For b) Lets start with your suggested 15 - 25 years. How many current-gen RPi’s are still going to be around in 15 years? Is Micro SD still going to be the card format then (its almost 15 years old now)? I know my original Pi B used a full SD Card, that hasn’t been the case for any subsequent ones, so I couldn’t use the same card when I upgraded my hardware. I realise none of us can predict the future, but IMHO perhaps 10 years is more realistic?
How likely is it that someone is still going to be using their originally jessie imaged 4GB card in 2026 (10 years after the image was created)?

TrystanLea · 22 April 2019 12:41

Great thought process. I think this is fine to continue here.
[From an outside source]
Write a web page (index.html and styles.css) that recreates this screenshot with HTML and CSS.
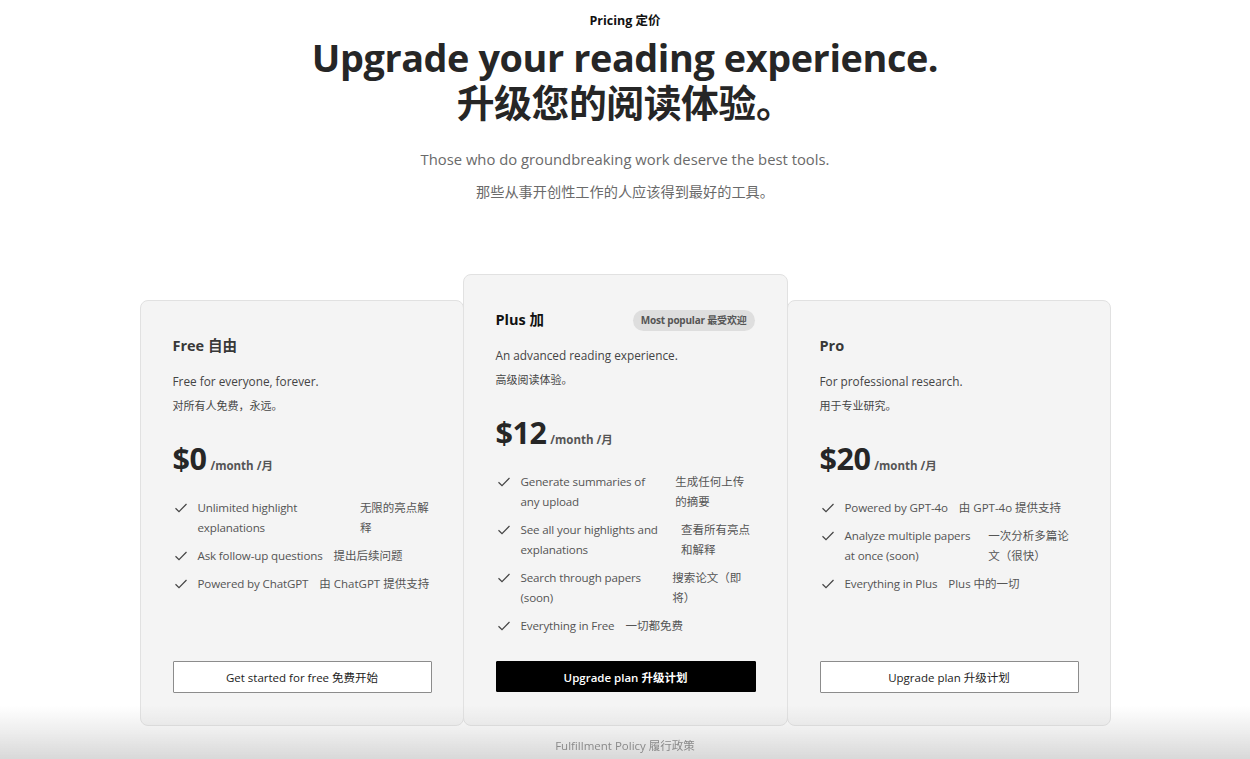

For a) 1x PHPFina feed at 10s resolution for 1 year is 12Mb, a SolarPV configuration has 6 feeds: 72 mb per year, so a 16gb card with~4gb for the OS would provide… ~170 years!

I have 60 feeds, of which roughly half are 60s (60Mb/yr) and half 10s interval (360Mb/yr), 420 Mb/year total. A 16GB card should give me 30 years.

We have only recently started shipping with 16Gb SD cards so this kind of duration is relatively new…

Edit: 10 years is probably realistic but it would be great if we can design it for 20 years.

Greebo · 22 April 2019 12:57

Looks like option a) and b) might both have similar timeframes, so not really that helpful a split at all

I know we can’t be sure that the calculation on page 5 of that archived whitepaper is still valid with current technology cards, but how close are we to that “15-25 years” lifespan based on the current write load you’re seeing in your data collection?